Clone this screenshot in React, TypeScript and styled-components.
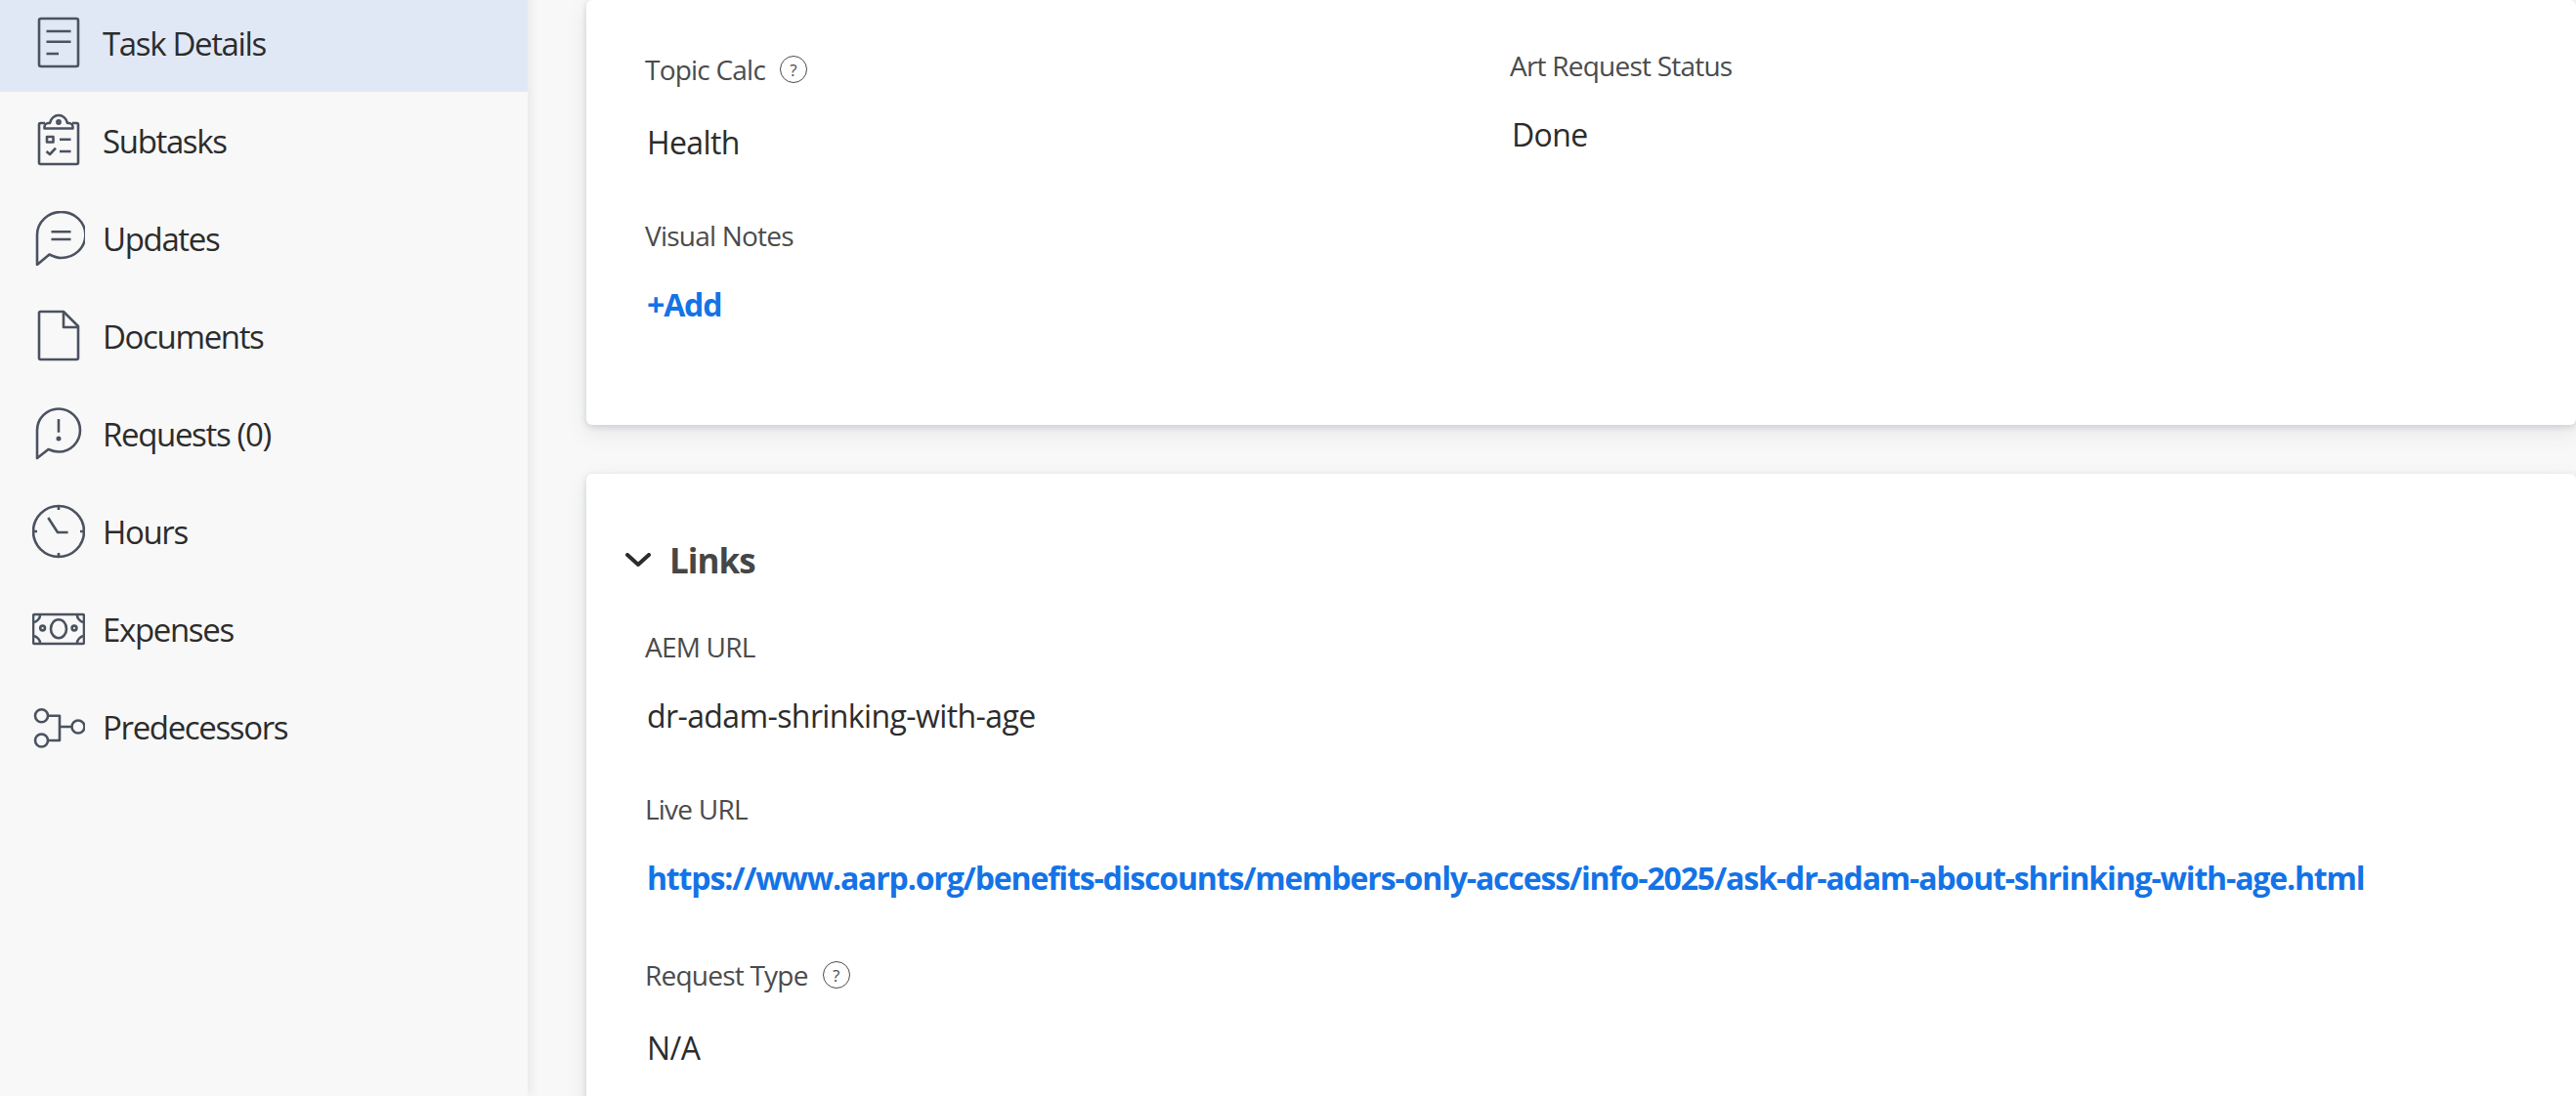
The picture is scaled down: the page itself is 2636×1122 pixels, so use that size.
import React from "react";
import styled, { createGlobalStyle } from "styled-components";

const GlobalStyle = createGlobalStyle`
  html, body {
    margin: 0;
    height: 100%;
    overflow: hidden;
    background: #f8f8f8;
    font-family: "Open Sans", "Noto Sans", Arial, sans-serif;
  }
`;

const Page = styled.div`
  display: flex;
  width: 2636px;
  height: 1122px;
  overflow: hidden;
  background: #f8f8f8;
`;

const Sidebar = styled.nav`
  width: 540px;
  flex: none;
  margin-top: -6px;
  padding-bottom: 6px;
  background: #f8f8f8;
  box-shadow: 4px 0 10px rgba(0, 0, 0, 0.06);
  position: relative;
  z-index: 1;
`;

const NavItem = styled.div<{ $active?: boolean }>`
  display: flex;
  align-items: center;
  gap: 18px;
  height: 100px;
  padding-left: 33px;
  background: ${(props) => (props.$active ? "#e1e8f5" : "transparent")};
  color: #2c2c2c;
  font-size: 33px;
  letter-spacing: -1.35px;
`;

const NavIconSvg = styled.svg`
  width: 54px;
  height: 56px;
  flex: none;
  fill: none;
  stroke: #4b5260;
  stroke-width: 2.6;
  stroke-linejoin: round;
`;

const Main = styled.main`
  flex: 1;
  min-width: 0;
  padding-left: 60px;
`;

const Card = styled.section`
  background: #fff;
  padding-left: 60px;
  border-radius: 6px;
  box-shadow:
    0 2px 6px rgba(60, 70, 90, 0.18),
    0 8px 22px rgba(60, 70, 90, 0.1);
`;

const FirstCard = styled(Card)`
  height: 435px;
  box-sizing: border-box;
  margin-bottom: 50px;
  padding-top: 52px;
`;

const LinksCard = styled(Card)`
  height: 700px;
  box-sizing: border-box;
  padding-top: 60px;
`;

const FieldGrid = styled.div`
  display: grid;
  grid-template-columns: 885px 1fr;
  align-items: start;
`;

const Field = styled.div`
  margin-bottom: 58px;
`;

const Label = styled.div`
  display: flex;
  align-items: center;
  gap: 15px;
  min-height: 30px;
  color: #4b4b4b;
  font-size: 28px;
  line-height: 30px;
  letter-spacing: -0.78px;
`;

const HelpIcon = styled.span`
  display: flex;
  align-items: center;
  justify-content: center;
  box-sizing: border-box;
  width: 28px;
  height: 28px;
  margin: 5px 0;
  border: 1px solid #4b4b4b;
  border-radius: 50%;
  color: #4b4b4b;
  font-size: 17px;
  letter-spacing: 0;
  line-height: 1;
`;

const Value = styled.div`
  margin-top: 34px;
  padding-left: 2px;
  color: #2c2c2c;
  font-size: 32px;
  line-height: 44px;
  letter-spacing: -0.6px;
`;

const LinkValue = styled(Value)`
  color: #1473e6;
  font-weight: 700;
  letter-spacing: -1.16px;
`;

const SectionHeader = styled.div`
  display: flex;
  align-items: center;
  gap: 19px;
  height: 56px;
  margin: 0 0 46px -20px;
  color: #464646;
  font-size: 35px;
  font-weight: 700;
  letter-spacing: -1px;
`;

const Chevron = styled.svg`
  width: 26px;
  height: 14px;
  fill: none;
  stroke: #2c2c2c;
  stroke-width: 4;
  stroke-linecap: round;
  stroke-linejoin: round;
`;

const icons: Record<string, React.ReactNode> = {
  details: (
    <>
      <rect x="7" y="3" width="40" height="49" rx="2" />
      <path d="M14.5 16H39.5M14.5 26.7H39.5M14.5 39H27" />
    </>
  ),
  subtasks: (
    <>
      <path d="M13 10H8.5A1.5 1.5 0 0 0 7 11.5V50.5A1.5 1.5 0 0 0 8.5 52H45.5A1.5 1.5 0 0 0 47 50.5V11.5A1.5 1.5 0 0 0 45.5 10H41" />
      <path d="M12.5 15.5V14A4 4 0 0 1 16.5 10H18C19 5 23 2 27 2C31 2 35 5 36 10H37.5A4 4 0 0 1 41.5 14V15.5Z" />
      <circle cx="27" cy="9" r="1.6" />
      <rect x="15" y="24" width="6.5" height="5.5" />
      <path d="M28 26.7H39.5M14.5 39L18 42L24 35.7M28 39H39.5" />
    </>
  ),
  updates: (
    <>
      <path d="M5 55V24.5A24.7 23.5 0 1 1 29.7 48C25.5 48 21.5 46.5 17.5 44.5Z" />
      <path d="M19.5 21.3H39.5M19.5 29H39.5" />
    </>
  ),
  documents: (
    <>
      <path d="M32 3H8.5A1.5 1.5 0 0 0 7 4.5V50.5A1.5 1.5 0 0 0 8.5 52H45.5A1.5 1.5 0 0 0 47 50.5V18Z" />
      <path d="M32 3V19H47" />
    </>
  ),
  requests: (
    <>
      <path d="M5 53V24.5A22 22 0 1 1 27 46.5C23.5 46.5 20 45.5 16.5 44Z" />
      <path d="M27 13V26.7" />
      <circle cx="27" cy="33" r="1.2" />
    </>
  ),
  hours: (
    <>
      <circle cx="27" cy="28" r="26" />
      <path d="M27 2V6M27 50V54M1 28H5M49 28H53M16.3 14L26 29H36.6" />
    </>
  ),
  expenses: (
    <>
      <rect x="1" y="13" width="52" height="30" rx="1.5" />
      <ellipse cx="27" cy="27.7" rx="8" ry="9.5" />
      <circle cx="10.6" cy="27" r="2.4" />
      <circle cx="43" cy="27" r="2.4" />
      <path d="M2 21C5 20 8 17 8 14M52 21C49 20 46 17 46 14M2 35C5 36 8 39 8 42M52 35C49 36 46 39 46 42" />
    </>
  ),
  predecessors: (
    <>
      <circle cx="9.5" cy="16.7" r="6.5" />
      <circle cx="9.5" cy="42" r="6.5" />
      <circle cx="47" cy="28" r="6.5" />
      <path d="M16 16.7H28V42H16M28 28H40.5" />
    </>
  ),
};

const navItems = [
  { icon: "details", label: "Task Details", active: true },
  { icon: "subtasks", label: "Subtasks" },
  { icon: "updates", label: "Updates" },
  { icon: "documents", label: "Documents" },
  { icon: "requests", label: "Requests (0)" },
  { icon: "hours", label: "Hours" },
  { icon: "expenses", label: "Expenses" },
  { icon: "predecessors", label: "Predecessors" },
];

export default function App() {
  return (
    <Page>
      <GlobalStyle />
      <Sidebar>
        {navItems.map((item) => (
          <NavItem key={item.label} $active={item.active}>
            <NavIconSvg viewBox="0 0 54 56">{icons[item.icon]}</NavIconSvg>
            <span>{item.label}</span>
          </NavItem>
        ))}
      </Sidebar>
      <Main>
        <FirstCard>
          <FieldGrid>
            <Field>
              <Label>
                Topic Calc <HelpIcon>?</HelpIcon>
              </Label>
              <Value>Health</Value>
            </Field>
            <Field>
              <Label>Art Request Status</Label>
              <Value>Done</Value>
            </Field>
            <Field>
              <Label>Visual Notes</Label>
              <LinkValue>+Add</LinkValue>
            </Field>
          </FieldGrid>
        </FirstCard>
        <LinksCard>
          <SectionHeader>
            <Chevron viewBox="0 0 26 14">
              <path d="M2 2L13 12L24 2" />
            </Chevron>
            Links
          </SectionHeader>
          <Field>
            <Label>AEM URL</Label>
            <Value>dr-adam-shrinking-with-age</Value>
          </Field>
          <Field>
            <Label>Live URL</Label>
            <LinkValue>
              https://www.aarp.org/benefits-discounts/members-only-access/info-2025/ask-dr-adam-about-shrinking-with-age.html
            </LinkValue>
          </Field>
          <Field>
            <Label>
              Request Type <HelpIcon>?</HelpIcon>
            </Label>
            <Value>N/A</Value>
          </Field>
        </LinksCard>
      </Main>
    </Page>
  );
}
● ● ● ●
• **The task**
Copy each line that contains the word "size".

• **Exercise output**
The picture is scaled down: the page itself is 2636×1122 pixels, so use that size.
  font-size: 33px;
  font-size: 28px;
  font-size: 17px;
  font-size: 32px;
  font-size: 35px;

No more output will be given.